Now let’s outline some of the key reasons we think FMO deals seem to have a relatively high success as compared to other types of outsourcing.
Transparency. FMO pricing is usually open-book. The supplier will perform the services using a combination of its own employees and networks of third party providers. The customer will reimburse the supplier for the salary and benefits of each supplier employee and for the actual costs paid by the supplier to the third party providers (with no mark-ups). The customer has visibility at all times into what resources are working on its account and what each of them costs.
Supplier Pricing. FMO pricing structures can vary, but the most common structure is for the supplier to charge a management fee for each square foot of real estate it manages. Management fees typically range from $0.05 to $0.20 per square foot depending on the size of the deal and the type of space to be managed, and include all supplier profit and non-reimbursable overhead. Because supplier employee and third party provider costs are passed through without mark-up, the supplier has no incentive to increase these costs (and equally important, no disincentive to reduce them). The supplier receives the same management fee whether it uses 5 or 10 employees to perform a particular function. This creates a very different dynamic between customer and supplier than the unit price x quantity (PxQ) pricing structures that often discourage ITO suppliers from proposing to automate services, virtualize servers or implement other innovative solutions that may benefit their customers but ultimately reduce the number of “units” they can charge for.
Risk/Gain Sharing. ITO suppliers often talk about risk/gain sharing mechanisms, but they almost never come to fruition, in part because of how ITO deals are structured. With a PxQ pricing structure, it is very difficult to create “gain” that benefits both parties and even more difficult to measure it when the supplier does not share its underlying costs. In contrast, FMO deals often include “savings targets” that focus both customer and supplier on reducing the customer’s costs. For example, assume the customer and supplier have agreed to a cumulative savings target of 10% in year 1. If the supplier exceeds its target, it might receive a bonus (e.g., 20% of incremental savings); if the supplier fails to meet its target, it might share in the pain (e.g., reduce its management fee by 20% of the variance between actual costs and the savings target). The contract must include clear guidelines about how “savings” are to be measured, but in general this type of risk/gain sharing structure can align customer and supplier interests, motivate supplier account teams, and allow both parties to “win” when they are able to reduce the customer’s costs.
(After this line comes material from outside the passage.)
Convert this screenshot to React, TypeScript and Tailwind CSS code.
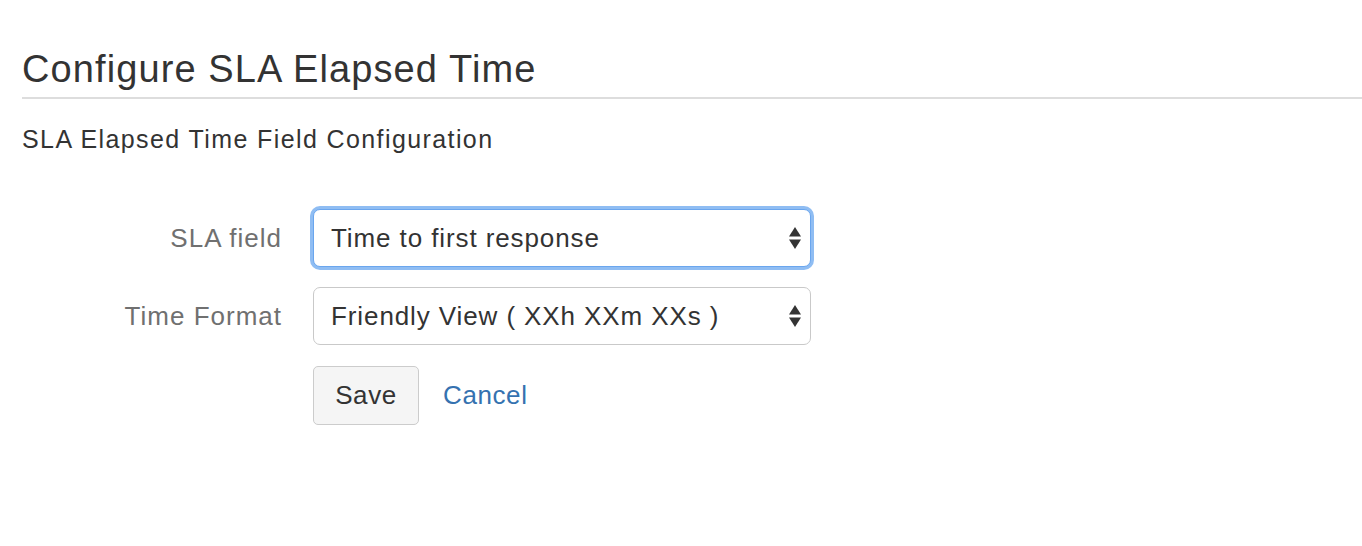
import * as React from "react"

interface FieldRowProps {
  label: string
  value: string
  options: string[]
  focused?: boolean
}

function SelectArrows() {
  return (
    <svg
      className="pointer-events-none absolute right-[10px] top-1/2 -translate-y-1/2"
      width="12"
      height="24"
      viewBox="0 0 12 24"
      fill="#333333"
    >
      <path d="M6 1 L12 10.5 L0 10.5 Z" />
      <path d="M0 13.5 L12 13.5 L6 23 Z" />
    </svg>
  )
}

function FieldRow({ label, value, options, focused }: FieldRowProps) {
  return (
    <>
      <label className="flex h-[58px] items-center justify-end text-[26px] tracking-[1px] text-[#707070]">
        {label}
      </label>
      <div className="relative h-[58px] w-[498px]">
        <select
          defaultValue={value}
          className={
            focused
              ? "h-full w-full appearance-none rounded-[7px] border border-[#6aa6ee] bg-white pl-[17px] pr-10 text-[26px] tracking-[0.9px] text-[#333333] shadow-[0_0_0_3px_#8fbdf3] outline-none"
              : "h-full w-full appearance-none rounded-[7px] border border-[#c9c9c9] bg-white pl-[17px] pr-10 text-[26px] tracking-[0.9px] text-[#333333] outline-none"
          }
        >
          {options.map((o) => (
            <option key={o} value={o}>
              {o}
            </option>
          ))}
        </select>
        <SelectArrows />
      </div>
    </>
  )
}

export default function App() {
  return (
    <div className="min-h-[546px] bg-white pl-[22px] [font-family:'Liberation_Sans',Arial,sans-serif] text-[#333333]">
      <h1 className="border-b-2 border-[#dddddd] pb-[9px] pt-[50px] text-[38px] font-normal leading-[38px] tracking-[1.1px]">
        Configure SLA Elapsed Time
      </h1>

      <h2 className="mt-[25px] text-[25px] font-normal leading-[30px] tracking-[1.4px]">
        SLA Elapsed Time Field Configuration
      </h2>

      <form className="mt-[55px] grid grid-cols-[260px_498px] gap-x-[31px] gap-y-[20px]">
        <FieldRow
          label="SLA field"
          value="Time to first response"
          options={["Time to first response", "Time to resolution"]}
          focused
        />
        <FieldRow
          label="Time Format"
          value="Friendly View ( XXh XXm XXs )"
          options={["Friendly View ( XXh XXm XXs )", "Hours ( XX.XX )"]}
        />
        <div />
        <div className="mt-[1px] flex items-center gap-[24px]">
          <button
            type="button"
            className="h-[59px] w-[106px] rounded-[5px] border border-[#cccccc] bg-[#f5f5f5] text-[26px] tracking-[0.6px] text-[#333333]"
          >
            Save
          </button>
          <a href="#" className="text-[26px] tracking-[0.6px] text-[#3572b0]">
            Cancel
          </a>
        </div>
      </form>
    </div>
  )
}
Customer Satisfaction. Like ITO deals, FMO contracts typically include quantitative service levels (or key performance indicators) that are measured on a monthly or quarterly basis and obligations for the supplier to provide a credit against its management fee if it fails to meet them. However, unlike ITO, FMO suppliers will often also put a significant amount of their management fee at risk (typically 25% to 35%) for meeting the expectations of customer leadership. In other words, at the end of the year if the customer is not happy with the supplier’s performance, the supplier will receive a significantly lower fee even if it is meeting the quantitative service levels and technically fulfilling its obligations under the contract. If the supplier exceeds customer expectations, it might receive 100% of its fee and a bonus that is to be distributed among the employees working on the customer account.
There are certainly inherent differences in ITO and FMO deals and in many cases good reasons to have different deal structures. Nonetheless, FMO provides some interesting alternatives to consider for customers that are unhappy with their existing ITO relationships and for suppliers that are looking for new ways to build trust and expand relationships with their customers.